Good article. This line of action is the type that this country takes on all aspects of breaches and attacks against it. It is tough for administrators because they have to gather the facts, make assessments and recommend the action to be taken. Sometimes it is fast, other times, slow. The question is “Does this current administration have the right think tank in place to handle these situations?” I won’t hold my breath.
Estd Comm on Cybersecurity & Wuhan virus
Improving Cybersecurity:
o Uniform goals for estd guidelines
o More Voc Tech Ed for field
o Task Force Estd for.
o Public Pvt partnerships estd.
o Hire ex hackers to combat hackers.
o Fines for hacking.
o New Legal field estd.
o Train employees?
o New codes in Law.
o ID bac hackers.
More can be done
o Uniform goals for estd guidelines – There are already well accepted industry best practices for securing networked IT infrastructure from potential hacking threats. However, some corporate CEOs choose NOT to fund or staff such initiatives in their companies as it doesn’t add to the bottom line. Which is how their exec compensation packages are structured.
o More Voc Tech Ed for field – We used to have a terrific American workforce in this field, but over the last two decades, to reduce salary costs, the emphasis has been in hiring H-1B candidates from India and China. They work for a 1/3 to 1/2 of U.S. citizens and they are bound to the company sponsoring them. Thus the domestic education in this field has essentially collapsed.
o Task Force Estd for.- We already have Cyber Defense, which is supposed to identify and counter-strike back against foreign actors either state or individual upon authorization of the President.
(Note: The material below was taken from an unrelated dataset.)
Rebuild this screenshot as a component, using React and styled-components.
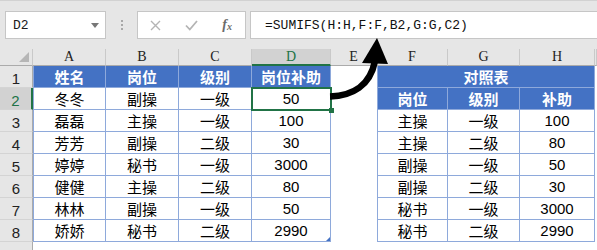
import React from 'react'
import styled, { createGlobalStyle, css } from 'styled-components'

const GlobalStyle = createGlobalStyle`
  html, body {
    margin: 0;
    padding: 0;
    background: #ffffff;
    overflow: hidden;
  }
  body {
    font-family: "Liberation Sans", "Noto Sans CJK SC", sans-serif;
  }
`;

const COLS = ['A', 'B', 'C', 'D', 'E', 'F', 'G', 'H', 'I'];

const staff = [
  ['姓名', '岗位', '级别', '岗位补助'],
  ['冬冬', '副操', '一级', '50'],
  ['磊磊', '主操', '一级', '100'],
  ['芳芳', '副操', '二级', '30'],
  ['婷婷', '秘书', '一级', '3000'],
  ['健健', '主操', '二级', '80'],
  ['林林', '副操', '一级', '50'],
  ['娇娇', '秘书', '二级', '2990'],
];

const lookup = [
  ['岗位', '级别', '补助'],
  ['主操', '一级', '100'],
  ['主操', '二级', '80'],
  ['副操', '一级', '50'],
  ['副操', '二级', '30'],
  ['秘书', '一级', '3000'],
  ['秘书', '二级', '2990'],
];

const App = () => {
  const rows = [1, 2, 3, 4, 5, 6, 7, 8, 9];

  return (
    <>
      <GlobalStyle />
      <Page>
        <FormulaBar>
          <NameBox>
            D2
            <DropArrow />
          </NameBox>
          <Splitter>
            <i /><i /><i />
          </Splitter>
          <ButtonsBox>
            <BarButton>
              <svg width="11" height="11" viewBox="0 0 11 11">
                <path d="M1 1 L10 10 M10 1 L1 10" stroke="#b4b4b4" strokeWidth="1.4" fill="none" />
              </svg>
            </BarButton>
            <BarButton>
              <svg width="13" height="11" viewBox="0 0 13 11">
                <path d="M1 5.5 L4.8 9.5 L12 1" stroke="#b4b4b4" strokeWidth="1.8" fill="none" />
              </svg>
            </BarButton>
            <BarButton>
              <Fx>f<sub>x</sub></Fx>
            </BarButton>
          </ButtonsBox>
          <FormulaBox>=SUMIFS(H:H,F:F,B2,G:G,C2)</FormulaBox>
        </FormulaBar>

        <Sheet>
          <Corner />
          {COLS.map((c) => (
            <ColHead key={c} $sel={c === 'D'}>{c === 'I' ? '' : c}</ColHead>
          ))}

          {rows.map((r) => (
            <React.Fragment key={r}>
              <RowHead $sel={r === 2}>{r}</RowHead>

              {[0, 1, 2, 3].map((ci) =>
                r <= 8 ? (
                  <Cell
                    key={'l' + ci}
                    $table
                    $first={ci === 0}
                    $head={r === 1}
                    $active={r === 2 && ci === 3}
                    $corner={r === 8 && ci === 3}
                  >
                    {staff[r - 1][ci]}
                  </Cell>
                ) : (
                  <Cell key={'l' + ci} />
                )
              )}

              <Cell />

              {r === 1 ? (
                <Cell $table $first $head $span={3}>对照表</Cell>
              ) : r <= 8 ? (
                [0, 1, 2].map((ci) => (
                  <Cell key={'r' + ci} $table $first={ci === 0} $head={r === 2}>
                    {lookup[r - 2][ci]}
                  </Cell>
                ))
              ) : (
                [0, 1, 2].map((ci) => <Cell key={'r' + ci} />)
              )}

              <Cell />
            </React.Fragment>
          ))}
        </Sheet>

        <Arrow width="597" height="250" viewBox="0 0 597 250">
          <path d="M330 96.5 C352 96 370 86 375 61" stroke="#000" strokeWidth="6.5" fill="none" />
          <polygon points="377,38 362,63 388,64" fill="#000" />
        </Arrow>
      </Page>
    </>
  );
};

export default App

const Page = styled.div`
  position: relative;
  width: 597px;
  height: 250px;
  overflow: hidden;
  background: #ffffff;
`;

const FormulaBar = styled.div`
  box-sizing: border-box;
  height: 49px;
  display: flex;
  align-items: flex-start;
  padding: 10px 0 0 5px;
  background: #e6e6e6;
  border-top: 1px solid #d2d2d2;
`;

const boxBase = css`
  box-sizing: border-box;
  height: 28px;
  background: #ffffff;
  border: 1px solid #c6c6c6;
`;

const NameBox = styled.div`
  ${boxBase};
  position: relative;
  width: 101px;
  display: flex;
  align-items: center;
  padding-left: 7px;
  font-family: "Liberation Mono", monospace;
  font-size: 13px;
  color: #1a1a1a;
`;

const DropArrow = styled.span`
  position: absolute;
  right: 6px;
  top: 11px;
  width: 0;
  height: 0;
  border-left: 4px solid transparent;
  border-right: 4px solid transparent;
  border-top: 5px solid #777777;
`;

const Splitter = styled.div`
  width: 31px;
  height: 28px;
  display: flex;
  flex-direction: column;
  align-items: center;
  justify-content: center;
  gap: 2px;
  i {
    display: block;
    width: 2px;
    height: 2px;
    background: #a8a8a8;
  }
`;

const ButtonsBox = styled.div`
  ${boxBase};
  width: 109px;
  display: flex;
  align-items: center;
`;

const BarButton = styled.span`
  width: 36px;
  display: flex;
  align-items: center;
  justify-content: center;
`;

const Fx = styled.span`
  font-family: "Liberation Serif", serif;
  font-style: italic;
  font-weight: 700;
  font-size: 14px;
  color: #6b6b6b;
  sub {
    font-size: 10px;
    vertical-align: -1px;
  }
`;

const FormulaBox = styled.div`
  ${boxBase};
  flex: 1;
  margin-left: 4px;
  border-right: none;
  display: flex;
  align-items: center;
  padding-left: 14px;
  font-family: "Liberation Mono", monospace;
  font-size: 13px;
  color: #111111;
`;

const Sheet = styled.div`
  display: grid;
  grid-template-columns: 33px 73px 73px 73px 79px 46px 71px 72px 75px 1fr;
  grid-template-rows: 17px repeat(9, 22px);
`;

const Corner = styled.div`
  box-sizing: border-box;
  position: relative;
  background: #e6e6e6;
  border-right: 1px solid #c9c9c9;
  border-bottom: 1px solid #ababab;
  &::after {
    content: '';
    position: absolute;
    right: 3px;
    bottom: 3px;
    width: 10px;
    height: 10px;
    background: #b6b6b6;
    clip-path: polygon(100% 0, 100% 100%, 0 100%);
  }
`;

const ColHead = styled.div`
  box-sizing: border-box;
  display: flex;
  align-items: center;
  justify-content: center;
  background: #e6e6e6;
  border-right: 1px solid #c9c9c9;
  border-bottom: 1px solid #ababab;
  font-family: "Liberation Serif", serif;
  font-size: 14px;
  color: #222222;
  ${(p) => p.$sel && css`
    background: #d2d2d2;
    color: #217346;
    border-bottom: 2px solid #217346;
    padding-top: 1px;
  `}
`;

const RowHead = styled.div`
  box-sizing: border-box;
  display: flex;
  align-items: center;
  justify-content: center;
  padding-top: 3px;
  background: #e6e6e6;
  border-right: 1px solid #ababab;
  border-bottom: 1px solid #d4d4d4;
  font-family: "Liberation Sans", sans-serif;
  font-size: 15px;
  color: #222222;
  ${(p) => p.$sel && css`
    background: #d2d2d2;
    color: #217346;
    border-right: 2px solid #217346;
  `}
`;

const Cell = styled.div`
  box-sizing: border-box;
  display: flex;
  align-items: center;
  justify-content: center;
  font-family: "Liberation Sans", "Noto Sans CJK SC", sans-serif;
  font-size: 15px;
  color: #000000;
  white-space: nowrap;
  ${(p) => p.$table && css`
    border-right: 1px solid #8ea9db;
    border-bottom: 1px solid #8ea9db;
  `}
  ${(p) => p.$first && css`
    border-left: 1px solid #8ea9db;
  `}
  ${(p) => p.$head && css`
    background: #4472c4;
    color: #ffffff;
    font-weight: 700;
  `}
  ${(p) => p.$span && css`
    grid-column: span ${p.$span};
  `}
  ${(p) => p.$active && css`
    position: relative;
    z-index: 2;
    &::after {
      content: '';
      position: absolute;
      left: -1px;
      top: -1px;
      right: -2px;
      bottom: -2px;
      border: 2px solid #217346;
    }
    &::before {
      content: '';
      position: absolute;
      right: -4px;
      bottom: -4px;
      width: 5px;
      height: 5px;
      background: #217346;
      z-index: 1;
    }
  `}
  ${(p) => p.$corner && css`
    position: relative;
    &::after {
      content: '';
      position: absolute;
      right: 0;
      bottom: 0;
      width: 4px;
      height: 4px;
      background: #4472c4;
      clip-path: polygon(100% 0, 100% 100%, 0 100%);
    }
  `}
`;

const Arrow = styled.svg`
  position: absolute;
  left: 0;
  top: 0;
  pointer-events: none;
  z-index: 5;
`;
So we don’t need another “task force” created. We just need Dementia Joe to authorize a proportional response. I won’t hold my breath on that one.
o Public Pvt partnerships estd. – Not needed for a multitude of reasons too numerous to explain here.
o Hire ex hackers to combat hackers. – Already done on a regular basis. They are called white hat hackers and they work for most of our government agencies tasked with cyber-related crimes or defense.
o Fines for hacking. – Numerous laws with fines already in place. However, when the bad actors are protected by foreign governments (Russia, China, Iran, N. Korea, etc.) those laws and fines are unenforceable.
o New Legal field estd. _The last thing we need is more useless lawyers drafting more useless paper on the subject.
o Train employees? – It isn’t that IT employees aren’t trained. In most cases they are not permitted to put the necessary firewalls and safeguards in place due to budget priorities of the corporate CEO. See my response again to your first bullet point.
o New codes in Law. – Unless you’re talking about specially making senior corporate management personally liable for not properly funding and staffing their network facing computer infrastructure, no new laws would get these CEOs motivated.
o ID bac hackers. – We already can do this today. We know where the attacks comes from within either minutes or, at worst if the attack is routed through multiple countries, a few hours. If you’re talking about IDing the specific person who is sitting behind the keyboard in a foreign country, good luck with that. These hacking shops are constantly moving their locations in foreign countries.